The electrodes could help relay a clearer signal from muscles to prosthetic devices; the work is being funded by a grant from the National Institutes of Health. Liberating has also joined with Foster-Miller Inc., a Waltham robotics company, to develop an advanced prosthetic leg that would "respond to commands from the body, rather than react to feedback from the ground," said Bill Hanson, president of Liberating Technologies.
Liberating has also been advising DEKA on its work and could wind up being the company that makes the new arms. "Our technology now," which costs anywhere from $60,000 to $100,000, "is five years old, and five years is a long time in the technology world. It's time to move ahead," Hanson said. He estimates that the arm being designed by DEKA would cost several times as much as a current model.
"DARPA is trying to provide the best technology they can for wounded military personnel," Hanson said, "and that's a wonderful thing to do. But to see this technology trickle down to the civilian population as well, you have to produce it at a price that Medicare, worker's comp, and third-party payers will pay for."

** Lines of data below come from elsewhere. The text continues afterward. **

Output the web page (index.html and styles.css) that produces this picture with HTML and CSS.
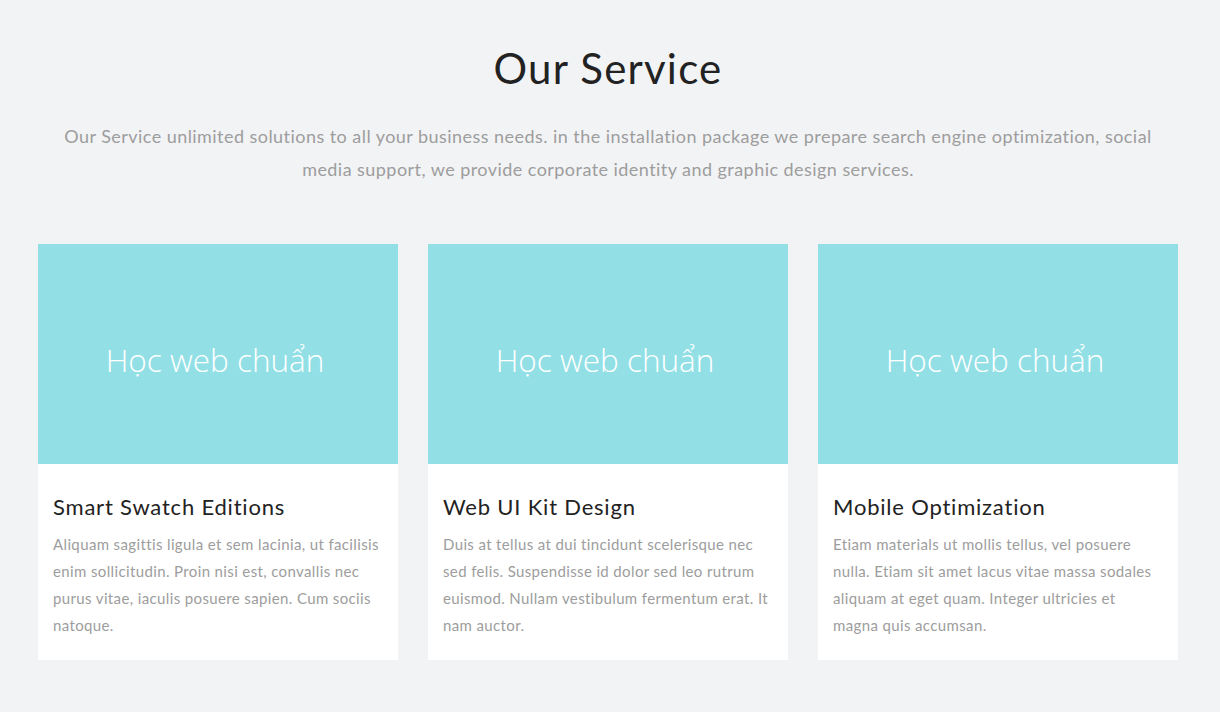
FILE: index.html
```html
<!DOCTYPE html>
<html lang="en">
<head>
<meta charset="utf-8">
<title>Our Service</title>
<link rel="stylesheet" href="styles.css">
</head>
<body>
<section class="service">
  <h1 class="service-title">Our Service</h1>
  <p class="service-lead">Our Service unlimited solutions to all your business needs. in the installation package we prepare search engine optimization, social media support, we provide corporate identity and graphic design services.</p>
  <div class="cards">
    <article class="card">
      <div class="card-media"><span>Học web chuẩn</span></div>
      <div class="card-body">
        <h2 class="card-title">Smart Swatch Editions</h2>
        <p class="card-text">Aliquam sagittis ligula et sem lacinia, ut facilisis enim sollicitudin. Proin nisi est, convallis nec purus vitae, iaculis posuere sapien. Cum sociis natoque.</p>
      </div>
    </article>
    <article class="card">
      <div class="card-media"><span>Học web chuẩn</span></div>
      <div class="card-body">
        <h2 class="card-title">Web UI Kit Design</h2>
        <p class="card-text">Duis at tellus at dui tincidunt scelerisque nec sed felis. Suspendisse id dolor sed leo rutrum euismod. Nullam vestibulum fermentum erat. It nam auctor.</p>
      </div>
    </article>
    <article class="card">
      <div class="card-media"><span>Học web chuẩn</span></div>
      <div class="card-body">
        <h2 class="card-title">Mobile Optimization</h2>
        <p class="card-text">Etiam materials ut mollis tellus, vel posuere nulla. Etiam sit amet lacus vitae massa sodales aliquam at eget quam. Integer ultricies et magna quis accumsan.</p>
      </div>
    </article>
  </div>
</section>
</body>
</html>
```

FILE: styles.css
```css
* { box-sizing: border-box; }
html, body { margin: 0; padding: 0; }
body {
  background: #f2f3f5;
  font-family: "Lato", "Noto Sans", sans-serif;
  width: 1220px;
  height: 712px;
  overflow: hidden;
}
.service {
  width: 1140px;
  margin: 0 0 0 38px;
  padding-top: 42px;
  display: flex;
  flex-direction: column;
  align-items: center;
}
.service-title {
  margin: 0;
  font-size: 42px;
  line-height: 52px;
  font-weight: 400;
  color: #222;
  letter-spacing: 1.2px;
}
.service-lead {
  margin: 26px 0 0;
  max-width: 1110px;
  text-align: center;
  font-size: 18px;
  line-height: 33px;
  color: #9d9d9d;
  font-weight: 400;
  letter-spacing: 0.45px;
}
.cards {
  margin-top: 58px;
  width: 100%;
  display: grid;
  grid-template-columns: repeat(3, 360px);
  column-gap: 30px;
}
.card {
  background: #fff;
  height: 416px;
}
.card-media {
  height: 220px;
  background: #92e0e6;
  display: flex;
  align-items: center;
  justify-content: center;
  padding: 10px 6px 0 0;
}
.card-media span {
  font-family: "Open Sans", sans-serif;
  font-weight: 300;
  color: #fff;
  font-size: 31.5px;
}
.card-body {
  padding: 28px 15px 20px;
}
.card-title {
  margin: 0;
  font-size: 22px;
  line-height: 30px;
  font-weight: 400;
  color: #222;
  letter-spacing: 0.8px;
}
.card-text {
  margin: 9px 0 0;
  font-size: 15px;
  line-height: 27px;
  color: #9d9d9d;
  letter-spacing: 0.37px;
}
```
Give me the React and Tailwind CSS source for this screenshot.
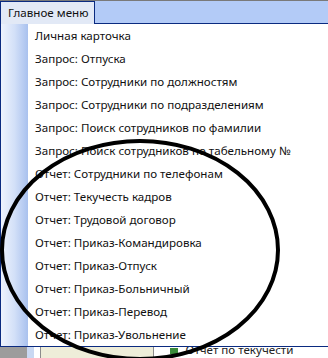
import React from 'react';

const items = [
  'Личная карточка',
  'Запрос: Отпуска',
  'Запрос: Сотрудники по должностям',
  'Запрос: Сотрудники по подразделениям',
  'Запрос: Поиск сотрудников по фамилии',
  'Запрос: Поиск сотрудников по табельному №',
  'Отчет: Сотрудники по телефонам',
  'Отчет: Текучесть кадров',
  'Отчет: Трудовой договор',
  'Отчет: Приказ-Командировка',
  'Отчет: Приказ-Отпуск',
  'Отчет: Приказ-Больничный',
  'Отчет: Приказ-Перевод',
  'Отчет: Приказ-Увольнение',
];

const App = () => {
  return (
    <div
      className="relative w-[328px] h-[358px] overflow-hidden bg-white text-[11.6px] text-[#111]"
      style={{ fontFamily: '"Noto Sans", "DejaVu Sans", sans-serif' }}
    >
      {/* Menu bar */}
      <div className="h-[24px] border-t border-[#7a7a7a] bg-[#b3cbf7] flex">
        <div className="w-[95px] h-[23px] border border-b-0 border-[#0a2a80] bg-[#e2e9f6] flex items-center pl-[7px] leading-none">
          Главное меню
        </div>
        <div className="flex-1 self-end border-b border-[#0a2a80]"></div>
      </div>

      {/* Dropdown */}
      <div className="flex border-l border-b border-[#0a2a80] bg-white">
        <div className="w-[27px] bg-gradient-to-r from-[#eef3fd] via-[#d3e0f8] to-[#a9c1ee]"></div>
        <ul className="flex-1 pl-[7px]">
          {items.map((item) => (
            <li key={item} className="h-[23px] flex items-center whitespace-nowrap">
              {item}
            </li>
          ))}
        </ul>
      </div>

      {/* What lies behind the menu */}
      <div className="flex h-[12px]">
        <div className="w-[27px] bg-[#9c9c9c]"></div>
        <div className="w-[7px] bg-[#c9d8f2]"></div>
        <div className="w-[6px] bg-white"></div>
        <div className="w-[114px] border-x border-[#8c8c8c] bg-[#eeedd9]"></div>
        <div className="flex-1 bg-white flex items-start pl-[16px] gap-[8px] overflow-hidden">
          <div className="w-[8px] h-[6px] mt-[1px] bg-[#3a8a3a]"></div>
          <span className="leading-none -mt-[3px] text-[#222]">Отчет по текучести кадров</span>
        </div>
      </div>

      {/* Hand-drawn oval over the list */}
      <svg className="absolute left-0 top-0 pointer-events-none" width="328" height="358" viewBox="0 0 328 358">
        <ellipse cx="140" cy="250" rx="138" ry="109" fill="none" stroke="#000" strokeWidth="4" />
      </svg>
    </div>
  );
};

export default App;
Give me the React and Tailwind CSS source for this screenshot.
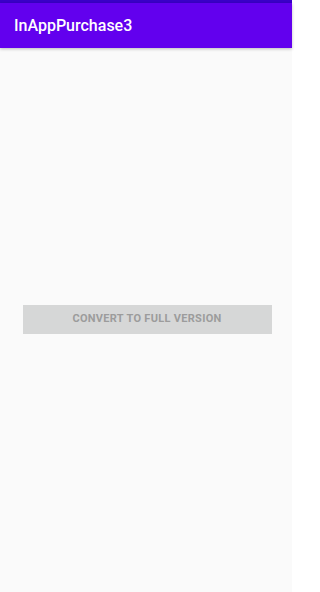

Breakthrough technology, unfortunately, rarely comes cheap. One of DEKA's earlier innovations was the Independence iBOT, an all-terrain wheelchair that can climb stairs. It is sold by a division of Johnson & Johnson for about $25,000. A spin-off product, the self-balancing Segway Personal Transporter, costs about $5,000.
By the end of this month, DEKA is hoping have its second-generation arm finished, shaving a few pounds off the original and slightly shrinking the elbow and hand. For users who choose to wear a skin-like cosmesis, rather than go for the Terminator look, DEKA wants to better integrate the cosmesis with the technology it will conceal, so that the arm's functionality won't be limited. And if DEKA lands a follow-on grant from DARPA, that would allow the company to continue developing the arm and transforming it from an impressive prototype into a real product.
Kamen hopes the market for the product won't get too big. But he's gratified to see the arms being used by patients, and he brags like a proud parent about what they can do with them. For example, one patient shows off by picking up individual M&Ms, and another can use a power drill. "We've given them a new perspective on life," Kamen said.